>> START Data

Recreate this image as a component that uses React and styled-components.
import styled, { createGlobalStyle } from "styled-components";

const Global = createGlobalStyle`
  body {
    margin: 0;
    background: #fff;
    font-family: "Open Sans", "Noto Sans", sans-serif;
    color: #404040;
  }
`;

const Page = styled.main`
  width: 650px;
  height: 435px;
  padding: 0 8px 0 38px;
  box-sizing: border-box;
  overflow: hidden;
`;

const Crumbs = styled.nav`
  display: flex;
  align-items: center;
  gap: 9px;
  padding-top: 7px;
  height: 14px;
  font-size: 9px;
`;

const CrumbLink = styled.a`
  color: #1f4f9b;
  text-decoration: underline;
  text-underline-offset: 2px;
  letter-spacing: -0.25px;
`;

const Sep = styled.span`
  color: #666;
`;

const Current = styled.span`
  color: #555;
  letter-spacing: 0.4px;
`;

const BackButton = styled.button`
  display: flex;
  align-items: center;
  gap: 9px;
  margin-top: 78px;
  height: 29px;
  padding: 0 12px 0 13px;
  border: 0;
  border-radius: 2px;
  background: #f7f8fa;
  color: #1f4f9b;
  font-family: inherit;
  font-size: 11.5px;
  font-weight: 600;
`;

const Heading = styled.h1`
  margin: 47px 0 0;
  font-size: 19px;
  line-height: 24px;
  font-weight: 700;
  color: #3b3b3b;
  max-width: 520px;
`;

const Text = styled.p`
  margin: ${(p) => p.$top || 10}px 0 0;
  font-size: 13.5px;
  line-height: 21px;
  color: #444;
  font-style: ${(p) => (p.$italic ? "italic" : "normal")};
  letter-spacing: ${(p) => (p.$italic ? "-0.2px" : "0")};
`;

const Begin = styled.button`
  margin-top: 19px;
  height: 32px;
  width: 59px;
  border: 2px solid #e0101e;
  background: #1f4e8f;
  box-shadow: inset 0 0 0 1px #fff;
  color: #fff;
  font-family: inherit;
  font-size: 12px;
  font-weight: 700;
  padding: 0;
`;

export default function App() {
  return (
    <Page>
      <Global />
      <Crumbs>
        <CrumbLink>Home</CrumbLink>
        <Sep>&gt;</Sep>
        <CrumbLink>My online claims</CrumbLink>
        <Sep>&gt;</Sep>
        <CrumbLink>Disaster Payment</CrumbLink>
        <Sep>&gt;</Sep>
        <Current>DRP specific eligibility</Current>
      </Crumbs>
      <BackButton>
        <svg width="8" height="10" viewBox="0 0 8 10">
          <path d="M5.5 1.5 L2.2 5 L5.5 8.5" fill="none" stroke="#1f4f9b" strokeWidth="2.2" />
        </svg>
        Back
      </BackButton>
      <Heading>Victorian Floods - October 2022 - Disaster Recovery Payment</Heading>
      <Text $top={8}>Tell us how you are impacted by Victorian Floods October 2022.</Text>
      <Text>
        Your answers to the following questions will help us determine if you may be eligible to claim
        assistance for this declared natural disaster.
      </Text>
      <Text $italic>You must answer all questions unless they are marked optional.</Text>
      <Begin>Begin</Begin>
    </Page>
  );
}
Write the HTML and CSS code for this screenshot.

>> END Data

• Task instructions
Your task is to repeat the data exactly, with nothing left out.

• Correct result
Recreate this image as a component that uses React and styled-components.
import styled, { createGlobalStyle } from "styled-components";

const Global = createGlobalStyle`
  body {
    margin: 0;
    background: #fff;
    font-family: "Open Sans", "Noto Sans", sans-serif;
    color: #404040;
  }
`;

const Page = styled.main`
  width: 650px;
  height: 435px;
  padding: 0 8px 0 38px;
  box-sizing: border-box;
  overflow: hidden;
`;

const Crumbs = styled.nav`
  display: flex;
  align-items: center;
  gap: 9px;
  padding-top: 7px;
  height: 14px;
  font-size: 9px;
`;

const CrumbLink = styled.a`
  color: #1f4f9b;
  text-decoration: underline;
  text-underline-offset: 2px;
  letter-spacing: -0.25px;
`;

const Sep = styled.span`
  color: #666;
`;

const Current = styled.span`
  color: #555;
  letter-spacing: 0.4px;
`;

const BackButton = styled.button`
  display: flex;
  align-items: center;
  gap: 9px;
  margin-top: 78px;
  height: 29px;
  padding: 0 12px 0 13px;
  border: 0;
  border-radius: 2px;
  background: #f7f8fa;
  color: #1f4f9b;
  font-family: inherit;
  font-size: 11.5px;
  font-weight: 600;
`;

const Heading = styled.h1`
  margin: 47px 0 0;
  font-size: 19px;
  line-height: 24px;
  font-weight: 700;
  color: #3b3b3b;
  max-width: 520px;
`;

const Text = styled.p`
  margin: ${(p) => p.$top || 10}px 0 0;
  font-size: 13.5px;
  line-height: 21px;
  color: #444;
  font-style: ${(p) => (p.$italic ? "italic" : "normal")};
  letter-spacing: ${(p) => (p.$italic ? "-0.2px" : "0")};
`;

const Begin = styled.button`
  margin-top: 19px;
  height: 32px;
  width: 59px;
  border: 2px solid #e0101e;
  background: #1f4e8f;
  box-shadow: inset 0 0 0 1px #fff;
  color: #fff;
  font-family: inherit;
  font-size: 12px;
  font-weight: 700;
  padding: 0;
`;

export default function App() {
  return (
    <Page>
      <Global />
      <Crumbs>
        <CrumbLink>Home</CrumbLink>
        <Sep>&gt;</Sep>
        <CrumbLink>My online claims</CrumbLink>
        <Sep>&gt;</Sep>
        <CrumbLink>Disaster Payment</CrumbLink>
        <Sep>&gt;</Sep>
        <Current>DRP specific eligibility</Current>
      </Crumbs>
      <BackButton>
        <svg width="8" height="10" viewBox="0 0 8 10">
          <path d="M5.5 1.5 L2.2 5 L5.5 8.5" fill="none" stroke="#1f4f9b" strokeWidth="2.2" />
        </svg>
        Back
      </BackButton>
      <Heading>Victorian Floods - October 2022 - Disaster Recovery Payment</Heading>
      <Text $top={8}>Tell us how you are impacted by Victorian Floods October 2022.</Text>
      <Text>
        Your answers to the following questions will help us determine if you may be eligible to claim
        assistance for this declared natural disaster.
      </Text>
      <Text $italic>You must answer all questions unless they are marked optional.</Text>
      <Begin>Begin</Begin>
    </Page>
  );
}
Write the HTML and CSS code for this screenshot.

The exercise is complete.